On September 28-30, some of the businesses hosted an event called Celebrate the Spirit of 65th. It was a block party of sorts, featuring live music at The Sneakery, an art opening at BaBaLouise, free blueberry pancakes outside Caf/ Bambino, special deals, and more.
For Drea Berthold, owner of The Sneakery, the event served as the shoe store's one-year anniversary party, and as a way to give people who hadn't previously checked out the street a chance to see something a little different.
"When you go downtown Ballard you kinda know what you're getting - there's a bunch of stuff there," she said. "So here, it's just kinda more random, you know, hair salon, bar, tattoo parlor, shoe shop. It doesn't have something to tie it all together."
But what does tie it together is the sense of community. Talk to some of the business owners and you'll hear about a neighborhood of locally-owned businesses, where people are on a first-name basis, workers will walk up to the independent coffee shop for their coffee, and where a shoe store owner is willing to lend a hammer to another fellow business owner.
This neighborhood atmosphere is what drew Lara Davis and Cindy Belic of BabaLouise to the area. They formerly operated their salon on near the fire station on Northwest Market St. but moved to their current location almost two years ago.
"All of a sudden everything around us started getting torn down and it's just like big business, big business, huge corporations all around us," Davis said of their former location on Market Street. "And so, we're like, we wanna be in a neighborhood."
Davis and Belic decided to participate in the event by hosting an art opening for local artist Shannon Mcconnell, who is now displaying his paintings in the salon. It also provided them with an opportunity to unite with the other businesses on the block.
Davis said they are lucky that there are no banks or big-name coffee shops in the neighborhood. While some of the local business owners like it that way, they believe change is inevitable.
One of the areas of uncertainty is located in a vacant area on the other side of the street. Belic said she's pushing for it to be converted into a neighborhood market like the Phinney Market.
Jim Mates of Custom Boot Services, who offered free shoe fitting evaluations during the event, said he would like to see something like a bookstore or art gallery come in. But he'd personally rather not see condos.
Berthold at The Sneakery gave a similar opinion, and said the business owners have a bad, foreboding feeling that condos will be built there.
"I would be thrilled and surprised if it were... anything other than a three-story condo with retail on the bottom, 'cause it seems like it's always a cell phone store, a tanning salon and a nail place," she said, adding, "with Starbucks."
"We wanna keep a more independent feel to this neighborhood and not have everything be really cookie cutter."
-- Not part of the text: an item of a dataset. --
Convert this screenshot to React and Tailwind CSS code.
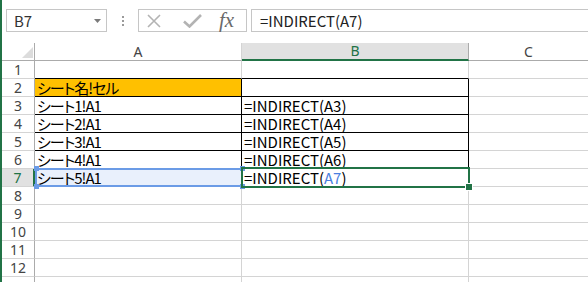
import React from "react";

const jp = "font-['Noto_Sans_CJK_JP',sans-serif] [font-feature-settings:'palt']";

const rows = [
  { n: 1 },
  { n: 2, a: "シート名!セル", fill: true },
  { n: 3, a: "シート1!A1", b: "=INDIRECT(A3)" },
  { n: 4, a: "シート2!A1", b: "=INDIRECT(A4)" },
  { n: 5, a: "シート3!A1", b: "=INDIRECT(A5)" },
  { n: 6, a: "シート4!A1", b: "=INDIRECT(A6)" },
  { n: 7, a: "シート5!A1", b: "=INDIRECT(", ref: "A7", active: true },
  { n: 8 },
  { n: 9 },
  { n: 10 },
  { n: 11 },
  { n: 12 },
  { n: 13, hideLabel: true },
];

const Toolbar = () => (
  <div className="flex h-[43px] items-start pt-[9px]">
    {/* name box */}
    <div className="ml-[4px] flex h-[23px] w-[101px] shrink-0 items-center justify-between border border-[#c6c6c6] pl-[7px] pr-[5px]">
      <span className={`${jp} text-[15px] leading-[17px] text-[#333]`}>B7</span>
      <svg width="7" height="4" viewBox="0 0 7 4">
        <polygon points="0,0 7,0 3.5,4" fill="#7a7a7a" />
      </svg>
    </div>

    {/* grip dots */}
    <div className="ml-[15px] flex h-[23px] w-[2px] shrink-0 flex-col items-center justify-center gap-[2px]">
      <div className="h-[2px] w-[2px] bg-[#9a9a9a]" />
      <div className="h-[2px] w-[2px] bg-[#9a9a9a]" />
      <div className="h-[2px] w-[2px] bg-[#9a9a9a]" />
    </div>

    {/* cancel / enter / fx */}
    <div className="ml-[14px] flex h-[23px] w-[109px] shrink-0 items-center border border-[#c6c6c6] pl-[8px]">
      <svg className="shrink-0" width="14" height="14" viewBox="0 0 14 14">
        <path d="M1 1 L13 13 M13 1 L1 13" stroke="#b3b3b3" strokeWidth="1.6" fill="none" />
      </svg>
      <svg className="ml-[22px] shrink-0" width="19" height="14" viewBox="0 0 19 14">
        <path d="M1 7.5 L6.5 12.5 L18 1" stroke="#b3b3b3" strokeWidth="2.6" fill="none" />
      </svg>
      <span className="ml-[17px] font-['Liberation_Serif',serif] text-[21px] italic leading-none text-[#6a6a6a]">
        fx
      </span>
    </div>

    {/* formula input */}
    <div className="-mr-[4px] ml-[4px] flex h-[23px] min-w-0 flex-1 items-center border border-[#c6c6c6] pl-[8px]">
      <span className={`${jp} text-[15px] leading-[17px] text-[#222]`}>=INDIRECT(A7)</span>
    </div>
  </div>
);

const ColumnHeader = () => (
  <div className="flex h-[18px] font-['Noto_Sans',sans-serif] text-[14px] text-[#444]">
    <div className="flex w-[33px] items-end justify-end border-b border-r border-b-[#ababab] border-r-[#ababab] pb-[2px] pr-[1px]">
      <svg width="11" height="11" viewBox="0 0 11 11">
        <polygon points="11,0 11,11 0,11" fill="#dcdcdc" />
      </svg>
    </div>
    <div className="flex w-[207px] items-center justify-center border-b border-r border-b-[#ababab] border-r-[#d4d4d4] leading-none">
      A
    </div>
    <div className="flex w-[227px] items-center justify-center border-b-2 border-r border-b-[#217346] border-r-[#ababab] bg-[#e1e1e1] leading-none text-[#217346]">
      B
    </div>
    <div className="flex flex-1 items-center justify-center border-b border-b-[#ababab] leading-none">
      C
    </div>
  </div>
);

const Row = ({ r }) => {
  const framed = r.n >= 2 && r.n <= 7;
  const topEdge = r.n === 1;
  const aCls = [
    "relative flex w-[207px] items-center border-b border-r pl-[2px] tracking-[-1px]",
    framed || topEdge ? "border-b-black" : "border-b-[#d4d4d4]",
    framed ? "border-r-black" : "border-r-[#d4d4d4]",
    r.fill ? "bg-[#ffc000]" : "",
    r.active ? "bg-[#e9f0fc]" : "",
  ].join(" ");
  const bCls = [
    "relative flex w-[227px] items-center border-b border-r pl-[2px]",
    framed || topEdge ? "border-b-black" : "border-b-[#d4d4d4]",
    framed ? "border-r-black" : "border-r-[#d4d4d4]",
  ].join(" ");

  return (
    <div className={`flex h-[18px] ${jp} text-[15px] leading-[17px] text-black`}>
      <div
        className={
          r.active
            ? "flex w-[33px] items-center justify-center border-b border-r-2 border-b-[#d4d4d4] border-r-[#217346] bg-[#e1e1e1] font-['Noto_Sans',sans-serif] text-[14px] text-[#217346]"
            : "flex w-[33px] items-center justify-center border-b border-r border-b-[#d4d4d4] border-r-[#ababab] font-['Noto_Sans',sans-serif] text-[14px] text-[#444]"
        }
      >
        {r.hideLabel ? "" : r.n}
      </div>
      <div className={aCls}>
        {r.a}
        {r.active && (
          <>
            <div className="absolute -bottom-[1px] -right-[2px] -top-[1px] left-0 z-10 border-2 border-[#6b9be6]" />
            <div className="absolute -left-[1px] -top-[3px] z-20 h-[5px] w-[5px] bg-[#6b9be6]" />
            <div className="absolute left-[205px] -top-[3px] z-20 h-[5px] w-[5px] bg-[#6b9be6]" />
            <div className="absolute -left-[1px] top-[15px] z-20 h-[5px] w-[5px] bg-[#6b9be6]" />
            <div className="absolute left-[205px] top-[15px] z-20 h-[5px] w-[5px] bg-[#6b9be6]" />
          </>
        )}
      </div>
      <div className={bCls}>
        {r.b}
        {r.ref && <span className="text-[#4a7fe0]">{r.ref}</span>}
        {r.ref && ")"}
        {r.active && (
          <>
            <div className="absolute -bottom-[2px] -left-[1px] -right-[2px] -top-[2px] z-30 border-2 border-[#217346]" />
            <div className="absolute left-[224px] top-[15px] z-40 h-[6px] w-[6px] bg-[#217346] ring-1 ring-white" />
          </>
        )}
      </div>
      <div className="flex-1 border-b border-b-[#d4d4d4]" />
    </div>
  );
};

export default function App() {
  return (
    <div className="h-[282px] w-[588px] overflow-hidden border-l-2 border-[#217346] bg-white">
      <Toolbar />
      <ColumnHeader />
      {rows.map((r) => (
        <Row key={r.n} r={r} />
      ))}
    </div>
  );
}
65th Street has a history of being independent, if not a little rough around the edges. According to Gretchen Kudla, who owns Caf/ Bambino and All Aboard with her husband, Andhi Spath, described the street as having a past dotted with drunken sailors and drug abuse.
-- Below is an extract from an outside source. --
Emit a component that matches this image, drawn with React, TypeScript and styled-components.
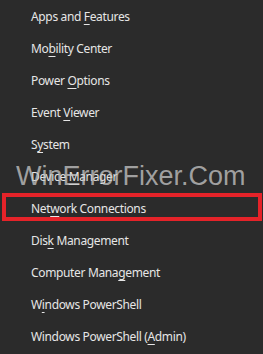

But in the years since Kudla started working at Caf/ Bambino, she said she's watched the street improve a little each year because of the independent businesspeople. She said the businesses keep the area looking nice by painting, planting flowers, and keeping up their storefronts. But it's a bittersweet scenario for independent businesses, she said, because once a neighborhood changes and people discover it, eventually the small businesses get pushed out.
Angela Rae, a friend of Drea's who came to The Sneakery on Friday the 28th to support Drea, thinks Ballard's growth is positive. Despite her store, Kick It Boots & Stompwear, being located even closer to the concentration of new condos in Downtown Ballard, Rae has a more optimistic attitude about the realities of the changes taking place.
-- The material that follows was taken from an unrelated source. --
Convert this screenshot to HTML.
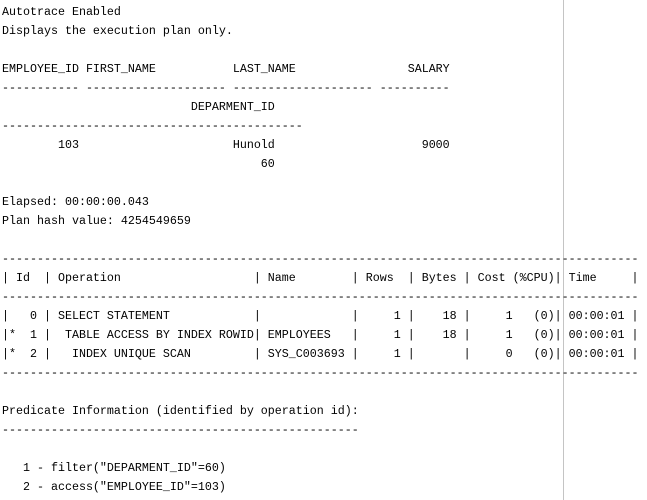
<!DOCTYPE html>
<html><head><meta charset="utf-8"><style>
html,body{margin:0;padding:0;background:#fff;width:647px;height:500px;overflow:hidden;position:relative}
pre{position:absolute;left:2px;top:3px;margin:0;font-family:"Liberation Mono",monospace;font-size:11.67px;line-height:19px;color:#000}
.v{position:absolute;left:563px;top:0;width:1px;height:500px;background:#c4c4c4}
</style></head><body>
<div class="v"></div>
<pre>Autotrace Enabled
Displays the execution plan only.

EMPLOYEE_ID FIRST_NAME           LAST_NAME                SALARY
----------- -------------------- -------------------- ----------
                           DEPARMENT_ID
-------------------------------------------
        103                      Hunold                     9000
                                     60

Elapsed: 00:00:00.043
Plan hash value: 4254549659

-------------------------------------------------------------------------------------------
| Id  | Operation                   | Name        | Rows  | Bytes | Cost (%CPU)| Time     |
-------------------------------------------------------------------------------------------
|   0 | SELECT STATEMENT            |             |     1 |    18 |     1   (0)| 00:00:01 |
|*  1 |  TABLE ACCESS BY INDEX ROWID| EMPLOYEES   |     1 |    18 |     1   (0)| 00:00:01 |
|*  2 |   INDEX UNIQUE SCAN         | SYS_C003693 |     1 |       |     0   (0)| 00:00:01 |
-------------------------------------------------------------------------------------------

Predicate Information (identified by operation id):
---------------------------------------------------

   1 - filter("DEPARMENT_ID"=60)
   2 - access("EMPLOYEE_ID"=103)</pre>
</body></html>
"As a business owner I welcome all the new feet in town," she said. "I don't think of it as 2,000 condos. I think of it as 4,000 new feet."
Rae doesn't think the development will decrease Ballard's character. She said the homes, people, and the shops all have character, and if anything, a lot of new people will add to the energy rather than take away from it.
Whatever the future does hold for 65th street, in the meantime, the businesses on 65th are enjoying their street's present reality.
For Berthold, the event was a way of "getting everybody involved before the neighborhood really changes dramatically." The event was a great success, she said, and it helped make September the best month of sales in The Sneakery's history. She said there will probably be a similar event next year, and she hopes to have even more of the local businesses involved.